■ **Brief**
Output the material exactly, but drop every image it holds.

■ **Data excerpt**
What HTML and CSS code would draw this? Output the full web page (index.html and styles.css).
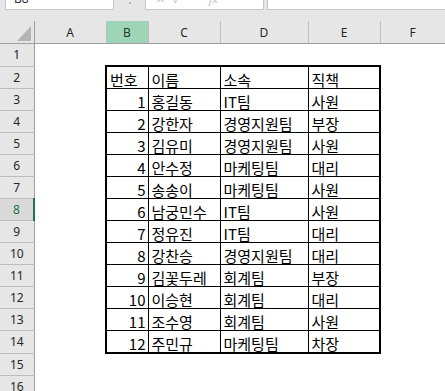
FILE: index.html
```html
<!DOCTYPE html>
<html lang="ko">
<head>
<meta charset="utf-8">
<link rel="stylesheet" href="styles.css">
</head>
<body>
<div class="fbar">
  <div class="namebox">B8</div>
  <div class="dots">⋮</div>
  <div class="fxbox"><span>✕</span><span>✓</span><span class="fx">fx</span></div>
  <div class="formula"></div>
</div>
<table class="sheet">
  <colgroup>
    <col class="w-rh"><col class="w-a"><col class="w-b"><col class="w-c"><col class="w-d"><col class="w-e"><col class="w-f">
  </colgroup>
  <thead>
    <tr>
      <th class="corner"><svg class="tri" width="14" height="15" viewBox="0 0 14 15"><polygon points="14,0 14,15 0,15" fill="#b4b4b4"/></svg></th>
      <th>A</th><th class="sel">B</th><th>C</th><th>D</th><th>E</th><th>F</th>
    </tr>
  </thead>
  <tbody>
    <tr><th>1</th><td></td><td></td><td></td><td></td><td></td><td></td></tr>
    <tr><th>2</th><td></td><td class="t l tp">번호</td><td class="t tp">이름</td><td class="t tp">소속</td><td class="t r tp">직책</td><td></td></tr>
    <tr><th>3</th><td></td><td class="t l n">1</td><td class="t">홍길동</td><td class="t">IT팀</td><td class="t r">사원</td><td></td></tr>
    <tr><th>4</th><td></td><td class="t l n">2</td><td class="t">강한자</td><td class="t">경영지원팀</td><td class="t r">부장</td><td></td></tr>
    <tr><th>5</th><td></td><td class="t l n">3</td><td class="t">김유미</td><td class="t">경영지원팀</td><td class="t r">사원</td><td></td></tr>
    <tr><th>6</th><td></td><td class="t l n">4</td><td class="t">안수정</td><td class="t">마케팅팀</td><td class="t r">대리</td><td></td></tr>
    <tr><th>7</th><td></td><td class="t l n">5</td><td class="t">송송이</td><td class="t">마케팅팀</td><td class="t r">사원</td><td></td></tr>
    <tr><th class="active">8</th><td></td><td class="t l n">6</td><td class="t">남궁민수</td><td class="t">IT팀</td><td class="t r">사원</td><td></td></tr>
    <tr><th>9</th><td></td><td class="t l n">7</td><td class="t">정유진</td><td class="t">IT팀</td><td class="t r">대리</td><td></td></tr>
    <tr><th>10</th><td></td><td class="t l n">8</td><td class="t">강찬승</td><td class="t">경영지원팀</td><td class="t r">대리</td><td></td></tr>
    <tr><th>11</th><td></td><td class="t l n">9</td><td class="t">김꽃두레</td><td class="t">회계팀</td><td class="t r">부장</td><td></td></tr>
    <tr><th>12</th><td></td><td class="t l n">10</td><td class="t">이승현</td><td class="t">회계팀</td><td class="t r">대리</td><td></td></tr>
    <tr><th>13</th><td></td><td class="t l n">11</td><td class="t">조수영</td><td class="t">회계팀</td><td class="t r">사원</td><td></td></tr>
    <tr><th>14</th><td></td><td class="t l n bt">12</td><td class="t bt">주민규</td><td class="t bt">마케팅팀</td><td class="t r bt">차장</td><td></td></tr>
    <tr><th>15</th><td></td><td></td><td></td><td></td><td></td><td></td></tr>
    <tr><th>16</th><td></td><td></td><td></td><td></td><td></td><td></td></tr>
  </tbody>
</table>
</body>
</html>
```

FILE: styles.css
```css
html, body {
  margin: 0;
  padding: 0;
  background: #ffffff;
  overflow: hidden;
}
body {
  width: 445px;
  height: 391px;
}
.fbar {
  display: flex;
  height: 21px;
  overflow: hidden;
  background: #e6e6e6;
  font-family: "Noto Sans", "Open Sans", sans-serif;
  font-size: 12px;
  color: #333;
}
.namebox {
  margin-left: 5px;
  margin-top: -21px;
  width: 99px;
  height: 29px;
  background: #fff;
  border: 1px solid #c6c6c6;
  padding-left: 8px;
  box-sizing: content-box;
  line-height: 38px;
}
.dots {
  width: 31px;
  margin-top: -21px;
  height: 30px;
  line-height: 38px;
  text-align: center;
  color: #9a9a9a;
}
.fxbox {
  margin-top: -21px;
  width: 107px;
  height: 29px;
  background: #fff;
  border: 1px solid #c6c6c6;
  display: flex;
  gap: 8px;
  padding-left: 10px;
  box-sizing: content-box;
  line-height: 38px;
  color: #c4c4c4;
  font-size: 11px;
}
.fxbox .fx {
  margin-left: 20px;
  font-style: italic;
}
.formula {
  margin-top: -21px;
  margin-left: 3px;
  flex: 1;
  height: 29px;
  background: #fff;
  border: 1px solid #c6c6c6;
  border-right: none;
}
.sheet {
  border-collapse: collapse;
  table-layout: fixed;
  width: 445px;
}
.w-rh { width: 34px; }
.w-a { width: 72px; }
.w-b { width: 42px; }
.w-c { width: 72px; }
.w-d { width: 88px; }
.w-e { width: 72px; }
.w-f { width: 65px; }
.sheet th {
  background: #e6e6e6;
  font-family: "Noto Sans", "Open Sans", sans-serif;
  font-weight: normal;
  font-size: 12px;
  color: #262626;
  text-align: center;
  padding: 0;
}
.sheet thead th {
  height: 21px;
  border-right: 1px solid #c0c0c0;
  border-bottom: 1px solid #9f9f9f;
  line-height: 21px;
  padding-top: 1px;
}
.sheet thead th.sel {
  background: #9fd5b7;
  color: #1e3b2b;
}
.sheet thead th.corner {
  border-right: 1px solid #9f9f9f;
  position: relative;
  padding: 0;
}
.tri {
  position: absolute;
  right: 3px;
  bottom: 2px;
}
.sheet tbody th {
  height: 21px;
  border-right: 1px solid #9f9f9f;
  border-bottom: 1px solid #bdbdbd;
  line-height: 21px;
}
.sheet tbody th.active {
  border-right: 2px solid #217346;
  color: #217346;
  background: #d9d9d9;
}
.sheet td {
  height: 21px;
  padding: 0 2px 0 3px;
  border: none;
  white-space: nowrap;
  overflow: hidden;
  vertical-align: bottom;
  font-family: "Noto Sans CJK KR", "Noto Sans", sans-serif;
  font-size: 15px;
  line-height: 17px;
  color: #000;
}
.sheet td.t {
  border: 1px solid #000;
}
.sheet td.l { border-left: 2px solid #000; }
.sheet td.r { border-right: 2px solid #000; }
.sheet td.tp { border-top: 2px solid #000; }
.sheet td.bt { border-bottom: 2px solid #000; }
.sheet td.n {
  text-align: right;
  padding-right: 2px;
}
```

■ **Finished task**
What HTML and CSS code would draw this? Output the full web page (index.html and styles.css).
FILE: index.html
```html
<!DOCTYPE html>
<html lang="ko">
<head>
<meta charset="utf-8">
<link rel="stylesheet" href="styles.css">
</head>
<body>
<div class="fbar">
  <div class="namebox">B8</div>
  <div class="dots">⋮</div>
  <div class="fxbox"><span>✕</span><span>✓</span><span class="fx">fx</span></div>
  <div class="formula"></div>
</div>
<table class="sheet">
  <colgroup>
    <col class="w-rh"><col class="w-a"><col class="w-b"><col class="w-c"><col class="w-d"><col class="w-e"><col class="w-f">
  </colgroup>
  <thead>
    <tr>
      <th class="corner"><svg class="tri" width="14" height="15" viewBox="0 0 14 15"><polygon points="14,0 14,15 0,15" fill="#b4b4b4"/></svg></th>
      <th>A</th><th class="sel">B</th><th>C</th><th>D</th><th>E</th><th>F</th>
    </tr>
  </thead>
  <tbody>
    <tr><th>1</th><td></td><td></td><td></td><td></td><td></td><td></td></tr>
    <tr><th>2</th><td></td><td class="t l tp">번호</td><td class="t tp">이름</td><td class="t tp">소속</td><td class="t r tp">직책</td><td></td></tr>
    <tr><th>3</th><td></td><td class="t l n">1</td><td class="t">홍길동</td><td class="t">IT팀</td><td class="t r">사원</td><td></td></tr>
    <tr><th>4</th><td></td><td class="t l n">2</td><td class="t">강한자</td><td class="t">경영지원팀</td><td class="t r">부장</td><td></td></tr>
    <tr><th>5</th><td></td><td class="t l n">3</td><td class="t">김유미</td><td class="t">경영지원팀</td><td class="t r">사원</td><td></td></tr>
    <tr><th>6</th><td></td><td class="t l n">4</td><td class="t">안수정</td><td class="t">마케팅팀</td><td class="t r">대리</td><td></td></tr>
    <tr><th>7</th><td></td><td class="t l n">5</td><td class="t">송송이</td><td class="t">마케팅팀</td><td class="t r">사원</td><td></td></tr>
    <tr><th class="active">8</th><td></td><td class="t l n">6</td><td class="t">남궁민수</td><td class="t">IT팀</td><td class="t r">사원</td><td></td></tr>
    <tr><th>9</th><td></td><td class="t l n">7</td><td class="t">정유진</td><td class="t">IT팀</td><td class="t r">대리</td><td></td></tr>
    <tr><th>10</th><td></td><td class="t l n">8</td><td class="t">강찬승</td><td class="t">경영지원팀</td><td class="t r">대리</td><td></td></tr>
    <tr><th>11</th><td></td><td class="t l n">9</td><td class="t">김꽃두레</td><td class="t">회계팀</td><td class="t r">부장</td><td></td></tr>
    <tr><th>12</th><td></td><td class="t l n">10</td><td class="t">이승현</td><td class="t">회계팀</td><td class="t r">대리</td><td></td></tr>
    <tr><th>13</th><td></td><td class="t l n">11</td><td class="t">조수영</td><td class="t">회계팀</td><td class="t r">사원</td><td></td></tr>
    <tr><th>14</th><td></td><td class="t l n bt">12</td><td class="t bt">주민규</td><td class="t bt">마케팅팀</td><td class="t r bt">차장</td><td></td></tr>
    <tr><th>15</th><td></td><td></td><td></td><td></td><td></td><td></td></tr>
    <tr><th>16</th><td></td><td></td><td></td><td></td><td></td><td></td></tr>
  </tbody>
</table>
</body>
</html>
```

FILE: styles.css
```css
html, body {
  margin: 0;
  padding: 0;
  background: #ffffff;
  overflow: hidden;
}
body {
  width: 445px;
  height: 391px;
}
.fbar {
  display: flex;
  height: 21px;
  overflow: hidden;
  background: #e6e6e6;
  font-family: "Noto Sans", "Open Sans", sans-serif;
  font-size: 12px;
  color: #333;
}
.namebox {
  margin-left: 5px;
  margin-top: -21px;
  width: 99px;
  height: 29px;
  background: #fff;
  border: 1px solid #c6c6c6;
  padding-left: 8px;
  box-sizing: content-box;
  line-height: 38px;
}
.dots {
  width: 31px;
  margin-top: -21px;
  height: 30px;
  line-height: 38px;
  text-align: center;
  color: #9a9a9a;
}
.fxbox {
  margin-top: -21px;
  width: 107px;
  height: 29px;
  background: #fff;
  border: 1px solid #c6c6c6;
  display: flex;
  gap: 8px;
  padding-left: 10px;
  box-sizing: content-box;
  line-height: 38px;
  color: #c4c4c4;
  font-size: 11px;
}
.fxbox .fx {
  margin-left: 20px;
  font-style: italic;
}
.formula {
  margin-top: -21px;
  margin-left: 3px;
  flex: 1;
  height: 29px;
  background: #fff;
  border: 1px solid #c6c6c6;
  border-right: none;
}
.sheet {
  border-collapse: collapse;
  table-layout: fixed;
  width: 445px;
}
.w-rh { width: 34px; }
.w-a { width: 72px; }
.w-b { width: 42px; }
.w-c { width: 72px; }
.w-d { width: 88px; }
.w-e { width: 72px; }
.w-f { width: 65px; }
.sheet th {
  background: #e6e6e6;
  font-family: "Noto Sans", "Open Sans", sans-serif;
  font-weight: normal;
  font-size: 12px;
  color: #262626;
  text-align: center;
  padding: 0;
}
.sheet thead th {
  height: 21px;
  border-right: 1px solid #c0c0c0;
  border-bottom: 1px solid #9f9f9f;
  line-height: 21px;
  padding-top: 1px;
}
.sheet thead th.sel {
  background: #9fd5b7;
  color: #1e3b2b;
}
.sheet thead th.corner {
  border-right: 1px solid #9f9f9f;
  position: relative;
  padding: 0;
}
.tri {
  position: absolute;
  right: 3px;
  bottom: 2px;
}
.sheet tbody th {
  height: 21px;
  border-right: 1px solid #9f9f9f;
  border-bottom: 1px solid #bdbdbd;
  line-height: 21px;
}
.sheet tbody th.active {
  border-right: 2px solid #217346;
  color: #217346;
  background: #d9d9d9;
}
.sheet td {
  height: 21px;
  padding: 0 2px 0 3px;
  border: none;
  white-space: nowrap;
  overflow: hidden;
  vertical-align: bottom;
  font-family: "Noto Sans CJK KR", "Noto Sans", sans-serif;
  font-size: 15px;
  line-height: 17px;
  color: #000;
}
.sheet td.t {
  border: 1px solid #000;
}
.sheet td.l { border-left: 2px solid #000; }
.sheet td.r { border-right: 2px solid #000; }
.sheet td.tp { border-top: 2px solid #000; }
.sheet td.bt { border-bottom: 2px solid #000; }
.sheet td.n {
  text-align: right;
  padding-right: 2px;
}
```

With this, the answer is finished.